Ghost Soldiers
The lesson about time, how it marches on, and how I need to reckon with it and utilize it well came home recently. Took me back about a year...
I was reading a book, Ghost Soldiers. This is a powerful account about the horrific experiences of a group of WWII prisoners, men who were sorely mistreated and neglected by their Japanese captors, men who over the course of several years wasted away to almost sheer skin and bone (hence their nickname, Ghost Soldiers).
Despite being helplessly forgotten in a prison camp, an ocean away from anything or anyone familiar, they suffered unimaginable horrors, had few resources at their disposal and frankly, knew little hope of survival. Yet, in this dire situation the men put to work their only assets, their intellect, their imagination, their abilities, their attitudes and their time.
They had time abundant. These prisoners really had time to burn. And they used it well. Read the section about their constuctive approach toward time management (!), involving language lessons, athletics, studying astronomy, exchanging individual expertises, creating art, improving their surroundings, and more. Ghost soldiers, perhaps, but men with a sense of using time well. Try perusing pages 132-136 for more.
Back to today. You and I have been given the gift of time. In the coming new year, many competing priorities will arise, demanding our time and energy. Some of those will revolve around work, outreach, education. There will be time demands from family. Our stuff will require our energies and attentions. How do we balance? How do we apply ourselves to the most significant, most important (which is certainly not going to be the most urgent) priorities? That, of course, is a major question most of us deal with at one time or another...
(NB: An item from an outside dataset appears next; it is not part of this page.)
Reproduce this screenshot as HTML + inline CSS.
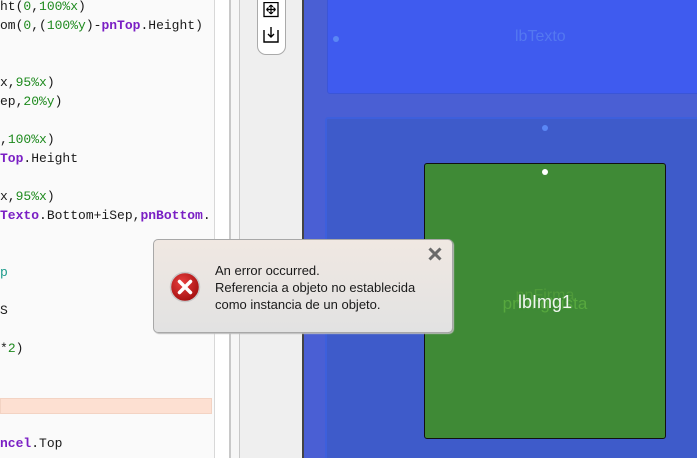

By grace we have 365 days a year, 24 hours in each day, to spend somehow. Most of us in the US are fortunate in that what we do with that time is pretty a matter of choice. Unlike the men above, we're not typically faced with an abundance of time and few distractions. Still, there are lessons to be learned from them.
The men at Cabutuan made good use of their time, engaging in meaningful relationships, encouraging and caring for each other, exercising their minds and bodies, carving meaning out of a nearly meaningless situation. Somehow, if they could make time purposeful, I suppose I can too.
How? How will YOU use your coming days?